Can you set down, exactly as they appear below, the lines from the opening of the material through the one bearing "import React from 'react';", minus the pictures?

Source excerpt:
<<<<

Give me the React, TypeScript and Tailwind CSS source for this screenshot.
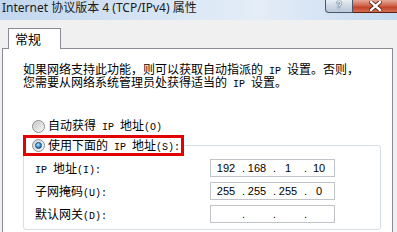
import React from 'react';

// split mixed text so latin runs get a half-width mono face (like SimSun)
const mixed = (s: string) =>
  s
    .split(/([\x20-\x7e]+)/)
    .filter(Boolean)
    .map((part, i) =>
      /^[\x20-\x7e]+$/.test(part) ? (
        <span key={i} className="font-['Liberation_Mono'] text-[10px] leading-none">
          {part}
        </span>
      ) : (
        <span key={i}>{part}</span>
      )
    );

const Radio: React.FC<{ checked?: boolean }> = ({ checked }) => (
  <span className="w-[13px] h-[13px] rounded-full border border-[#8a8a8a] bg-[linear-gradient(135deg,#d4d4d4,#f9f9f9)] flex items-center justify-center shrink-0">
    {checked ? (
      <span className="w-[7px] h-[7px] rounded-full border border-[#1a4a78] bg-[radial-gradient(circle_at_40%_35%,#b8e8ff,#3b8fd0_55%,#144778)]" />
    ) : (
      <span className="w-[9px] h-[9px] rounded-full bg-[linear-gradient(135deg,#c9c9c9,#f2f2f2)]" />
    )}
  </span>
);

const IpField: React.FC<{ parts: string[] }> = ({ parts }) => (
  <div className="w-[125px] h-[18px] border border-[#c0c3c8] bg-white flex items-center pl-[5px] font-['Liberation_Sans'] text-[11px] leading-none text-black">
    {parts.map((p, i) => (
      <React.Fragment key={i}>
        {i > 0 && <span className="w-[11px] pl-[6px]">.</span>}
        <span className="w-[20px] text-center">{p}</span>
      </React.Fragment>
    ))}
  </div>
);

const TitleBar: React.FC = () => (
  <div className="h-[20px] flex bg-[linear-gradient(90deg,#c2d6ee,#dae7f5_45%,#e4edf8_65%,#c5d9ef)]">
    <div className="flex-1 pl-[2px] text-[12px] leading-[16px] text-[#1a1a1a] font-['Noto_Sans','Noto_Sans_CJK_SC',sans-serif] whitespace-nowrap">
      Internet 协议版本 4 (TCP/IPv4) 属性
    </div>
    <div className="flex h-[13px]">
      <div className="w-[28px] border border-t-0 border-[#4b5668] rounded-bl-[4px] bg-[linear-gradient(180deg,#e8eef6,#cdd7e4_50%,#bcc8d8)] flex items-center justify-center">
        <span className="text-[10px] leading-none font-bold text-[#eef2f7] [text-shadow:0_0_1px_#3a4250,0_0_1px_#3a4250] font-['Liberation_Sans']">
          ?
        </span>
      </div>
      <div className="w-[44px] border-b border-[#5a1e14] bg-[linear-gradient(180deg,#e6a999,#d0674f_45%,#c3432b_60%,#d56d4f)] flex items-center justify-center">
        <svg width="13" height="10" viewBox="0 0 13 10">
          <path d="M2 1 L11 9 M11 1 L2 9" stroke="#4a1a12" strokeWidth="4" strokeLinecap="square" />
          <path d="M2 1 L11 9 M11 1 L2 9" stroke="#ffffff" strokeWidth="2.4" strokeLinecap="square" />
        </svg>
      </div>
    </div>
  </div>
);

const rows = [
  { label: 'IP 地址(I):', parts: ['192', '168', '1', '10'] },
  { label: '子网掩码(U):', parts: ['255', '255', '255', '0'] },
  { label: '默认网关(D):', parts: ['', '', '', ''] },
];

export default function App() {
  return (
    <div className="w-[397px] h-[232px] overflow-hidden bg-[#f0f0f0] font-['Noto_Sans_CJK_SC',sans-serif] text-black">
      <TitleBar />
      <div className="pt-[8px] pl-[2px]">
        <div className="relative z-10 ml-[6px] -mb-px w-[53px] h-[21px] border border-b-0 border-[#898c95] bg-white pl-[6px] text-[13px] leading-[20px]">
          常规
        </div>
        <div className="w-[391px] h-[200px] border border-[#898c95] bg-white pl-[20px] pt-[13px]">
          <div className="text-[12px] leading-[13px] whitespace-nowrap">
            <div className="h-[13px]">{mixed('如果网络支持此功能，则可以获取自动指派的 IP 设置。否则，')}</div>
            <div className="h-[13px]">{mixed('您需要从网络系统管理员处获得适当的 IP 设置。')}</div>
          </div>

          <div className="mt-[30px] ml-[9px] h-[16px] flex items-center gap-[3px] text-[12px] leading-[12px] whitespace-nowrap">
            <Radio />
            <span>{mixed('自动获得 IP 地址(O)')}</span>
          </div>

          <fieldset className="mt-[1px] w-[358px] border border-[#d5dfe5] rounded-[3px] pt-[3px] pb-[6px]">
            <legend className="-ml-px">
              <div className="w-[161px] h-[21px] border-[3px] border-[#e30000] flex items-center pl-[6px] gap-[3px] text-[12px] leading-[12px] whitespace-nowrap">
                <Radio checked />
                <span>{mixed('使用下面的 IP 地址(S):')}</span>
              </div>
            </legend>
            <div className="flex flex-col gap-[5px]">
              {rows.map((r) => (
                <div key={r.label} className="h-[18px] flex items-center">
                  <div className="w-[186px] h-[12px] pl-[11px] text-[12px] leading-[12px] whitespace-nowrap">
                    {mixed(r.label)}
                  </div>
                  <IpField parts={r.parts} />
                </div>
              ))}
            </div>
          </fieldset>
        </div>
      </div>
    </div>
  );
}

>>>>

Correct answer:
Give me the React, TypeScript and Tailwind CSS source for this screenshot.
import React from 'react';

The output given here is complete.